#### DATA SHOWN:
━━━━━━━━

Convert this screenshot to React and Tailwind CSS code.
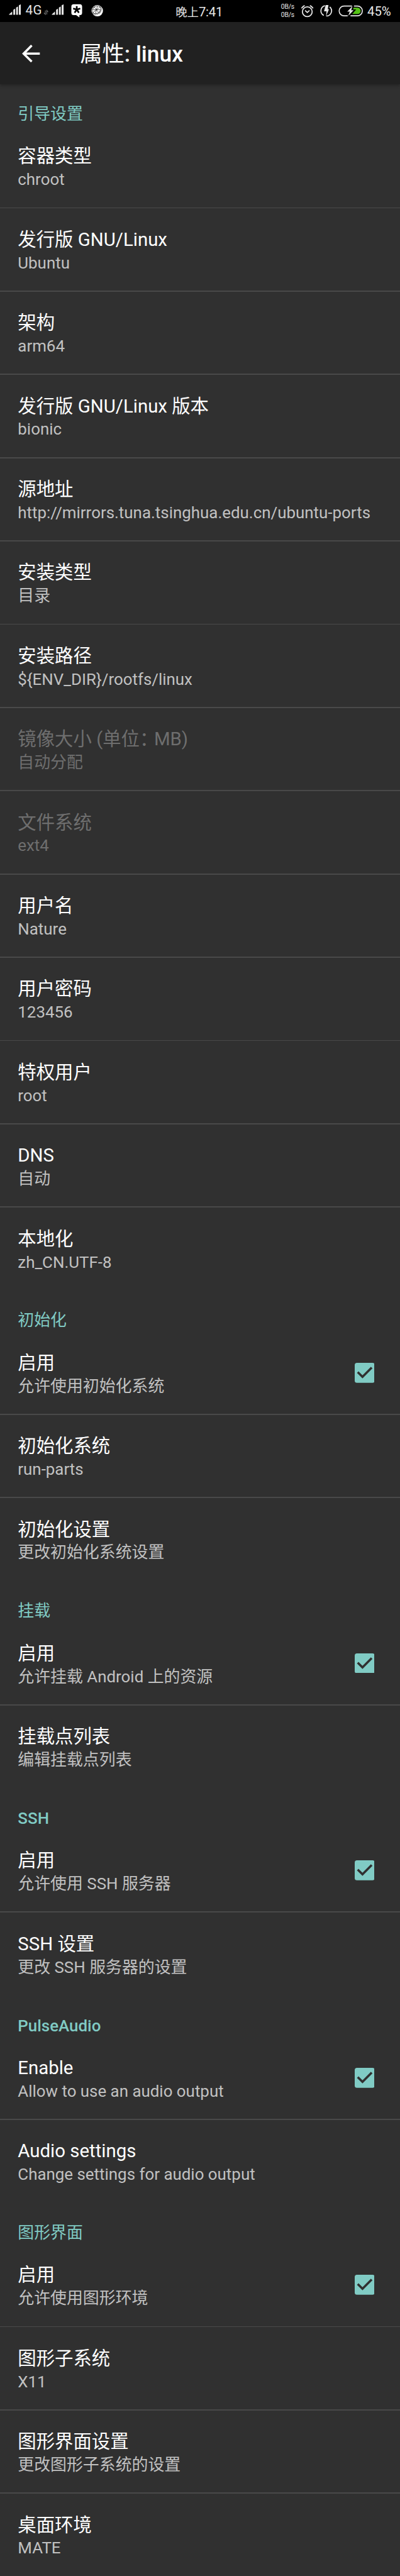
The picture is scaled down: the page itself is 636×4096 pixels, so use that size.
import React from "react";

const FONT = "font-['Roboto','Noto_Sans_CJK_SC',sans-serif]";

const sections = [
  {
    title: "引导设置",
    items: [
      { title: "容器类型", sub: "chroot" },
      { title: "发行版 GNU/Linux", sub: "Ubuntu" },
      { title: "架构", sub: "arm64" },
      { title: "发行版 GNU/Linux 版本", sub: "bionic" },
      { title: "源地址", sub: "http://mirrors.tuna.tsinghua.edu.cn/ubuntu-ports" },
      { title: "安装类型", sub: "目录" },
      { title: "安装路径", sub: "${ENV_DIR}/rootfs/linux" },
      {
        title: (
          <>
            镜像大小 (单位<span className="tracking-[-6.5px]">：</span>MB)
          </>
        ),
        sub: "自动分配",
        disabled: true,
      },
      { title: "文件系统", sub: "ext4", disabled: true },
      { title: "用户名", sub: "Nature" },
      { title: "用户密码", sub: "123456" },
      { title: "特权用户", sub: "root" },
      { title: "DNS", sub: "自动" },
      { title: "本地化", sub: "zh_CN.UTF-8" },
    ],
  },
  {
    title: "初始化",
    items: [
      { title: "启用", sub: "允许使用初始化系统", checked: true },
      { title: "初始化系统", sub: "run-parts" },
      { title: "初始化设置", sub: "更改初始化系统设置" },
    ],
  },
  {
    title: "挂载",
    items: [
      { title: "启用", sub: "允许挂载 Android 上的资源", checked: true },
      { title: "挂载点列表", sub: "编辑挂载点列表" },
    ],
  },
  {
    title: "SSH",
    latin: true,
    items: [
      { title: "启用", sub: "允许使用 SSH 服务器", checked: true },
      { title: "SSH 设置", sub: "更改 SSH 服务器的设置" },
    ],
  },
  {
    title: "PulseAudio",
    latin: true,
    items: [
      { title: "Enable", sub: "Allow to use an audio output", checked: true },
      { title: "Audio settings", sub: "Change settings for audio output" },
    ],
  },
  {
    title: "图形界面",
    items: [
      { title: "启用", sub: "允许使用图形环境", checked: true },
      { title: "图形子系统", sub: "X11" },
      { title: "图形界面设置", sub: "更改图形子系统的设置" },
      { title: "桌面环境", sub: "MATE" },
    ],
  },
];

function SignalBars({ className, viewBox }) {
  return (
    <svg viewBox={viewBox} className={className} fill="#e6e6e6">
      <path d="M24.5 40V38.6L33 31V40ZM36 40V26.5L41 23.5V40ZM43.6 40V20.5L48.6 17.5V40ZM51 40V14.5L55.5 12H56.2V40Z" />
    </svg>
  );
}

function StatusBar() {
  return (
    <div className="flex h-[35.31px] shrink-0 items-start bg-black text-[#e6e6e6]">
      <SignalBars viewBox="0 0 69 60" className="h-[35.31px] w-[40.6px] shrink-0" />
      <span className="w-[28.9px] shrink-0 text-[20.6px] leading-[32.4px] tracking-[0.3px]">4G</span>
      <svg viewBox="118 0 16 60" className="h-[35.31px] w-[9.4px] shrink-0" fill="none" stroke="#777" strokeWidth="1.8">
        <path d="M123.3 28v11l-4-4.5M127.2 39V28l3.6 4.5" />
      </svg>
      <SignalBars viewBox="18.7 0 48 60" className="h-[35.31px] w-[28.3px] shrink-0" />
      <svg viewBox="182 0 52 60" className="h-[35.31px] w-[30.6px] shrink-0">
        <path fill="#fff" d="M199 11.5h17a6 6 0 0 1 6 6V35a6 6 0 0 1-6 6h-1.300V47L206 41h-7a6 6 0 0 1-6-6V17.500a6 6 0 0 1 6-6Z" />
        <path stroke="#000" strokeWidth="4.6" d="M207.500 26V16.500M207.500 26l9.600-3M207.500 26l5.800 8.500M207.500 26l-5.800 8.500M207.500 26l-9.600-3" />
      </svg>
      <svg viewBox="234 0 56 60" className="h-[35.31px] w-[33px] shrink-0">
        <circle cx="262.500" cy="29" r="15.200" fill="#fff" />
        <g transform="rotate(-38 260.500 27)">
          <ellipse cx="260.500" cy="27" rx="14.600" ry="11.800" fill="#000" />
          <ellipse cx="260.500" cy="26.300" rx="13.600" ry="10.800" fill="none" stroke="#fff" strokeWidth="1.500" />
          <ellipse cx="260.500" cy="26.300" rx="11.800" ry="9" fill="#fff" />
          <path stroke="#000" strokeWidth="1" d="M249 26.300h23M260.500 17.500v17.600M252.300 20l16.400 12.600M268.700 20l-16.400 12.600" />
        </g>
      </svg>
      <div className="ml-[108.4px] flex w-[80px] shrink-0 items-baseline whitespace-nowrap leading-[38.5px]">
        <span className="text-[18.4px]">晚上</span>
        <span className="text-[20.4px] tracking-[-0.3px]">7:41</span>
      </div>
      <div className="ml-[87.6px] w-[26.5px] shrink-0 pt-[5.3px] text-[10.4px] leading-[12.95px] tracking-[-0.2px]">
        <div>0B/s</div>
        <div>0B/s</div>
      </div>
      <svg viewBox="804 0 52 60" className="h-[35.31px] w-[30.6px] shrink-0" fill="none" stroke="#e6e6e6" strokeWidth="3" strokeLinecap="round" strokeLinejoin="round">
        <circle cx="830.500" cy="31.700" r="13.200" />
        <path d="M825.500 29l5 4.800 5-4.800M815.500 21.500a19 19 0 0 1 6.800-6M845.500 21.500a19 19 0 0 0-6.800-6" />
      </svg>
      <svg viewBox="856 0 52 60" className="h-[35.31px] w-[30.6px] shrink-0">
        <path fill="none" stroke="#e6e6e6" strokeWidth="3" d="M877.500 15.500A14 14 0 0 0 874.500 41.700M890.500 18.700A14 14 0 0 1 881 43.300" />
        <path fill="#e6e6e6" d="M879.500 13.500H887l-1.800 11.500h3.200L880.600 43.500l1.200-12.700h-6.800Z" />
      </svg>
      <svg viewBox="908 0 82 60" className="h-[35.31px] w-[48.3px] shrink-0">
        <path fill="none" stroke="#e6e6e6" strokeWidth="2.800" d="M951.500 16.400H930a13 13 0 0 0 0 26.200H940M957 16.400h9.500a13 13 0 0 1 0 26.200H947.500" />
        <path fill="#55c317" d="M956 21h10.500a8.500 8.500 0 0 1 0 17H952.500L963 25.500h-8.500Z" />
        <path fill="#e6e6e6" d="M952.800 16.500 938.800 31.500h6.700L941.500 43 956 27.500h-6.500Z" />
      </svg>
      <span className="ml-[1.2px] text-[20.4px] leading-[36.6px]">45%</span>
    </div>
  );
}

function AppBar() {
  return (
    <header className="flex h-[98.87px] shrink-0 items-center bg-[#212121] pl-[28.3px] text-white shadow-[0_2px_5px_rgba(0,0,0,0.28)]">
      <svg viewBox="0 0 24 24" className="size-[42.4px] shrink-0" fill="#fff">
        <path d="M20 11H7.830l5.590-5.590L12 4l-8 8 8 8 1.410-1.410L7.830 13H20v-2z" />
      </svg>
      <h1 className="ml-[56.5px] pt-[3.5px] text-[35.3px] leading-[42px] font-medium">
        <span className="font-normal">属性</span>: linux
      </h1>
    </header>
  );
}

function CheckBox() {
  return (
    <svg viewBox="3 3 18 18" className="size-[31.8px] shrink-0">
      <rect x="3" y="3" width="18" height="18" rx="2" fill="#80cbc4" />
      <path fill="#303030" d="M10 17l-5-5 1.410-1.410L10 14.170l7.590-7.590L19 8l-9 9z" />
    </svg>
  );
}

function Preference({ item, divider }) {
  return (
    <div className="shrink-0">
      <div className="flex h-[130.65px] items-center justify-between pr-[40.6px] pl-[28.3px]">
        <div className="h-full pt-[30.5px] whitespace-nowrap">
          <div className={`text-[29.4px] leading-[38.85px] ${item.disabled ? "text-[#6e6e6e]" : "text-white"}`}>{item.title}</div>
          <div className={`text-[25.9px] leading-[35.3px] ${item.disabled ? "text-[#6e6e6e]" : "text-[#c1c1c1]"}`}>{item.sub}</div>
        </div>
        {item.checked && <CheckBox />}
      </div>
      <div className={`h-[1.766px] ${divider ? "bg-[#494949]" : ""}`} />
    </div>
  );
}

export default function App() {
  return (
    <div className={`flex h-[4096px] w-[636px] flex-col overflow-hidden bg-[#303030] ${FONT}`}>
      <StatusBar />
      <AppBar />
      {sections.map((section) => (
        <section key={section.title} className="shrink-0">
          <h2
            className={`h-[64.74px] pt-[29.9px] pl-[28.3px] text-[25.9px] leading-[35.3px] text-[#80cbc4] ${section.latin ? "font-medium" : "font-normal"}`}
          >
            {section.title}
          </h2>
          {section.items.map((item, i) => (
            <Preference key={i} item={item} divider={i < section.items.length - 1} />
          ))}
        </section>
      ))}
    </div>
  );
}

━━━━━━━━

#### PROBLEM TO SOLVE:
Tally the lines of the listing above that include the word "React". Answer with the number alone.

#### RESPONSE BELOW:
2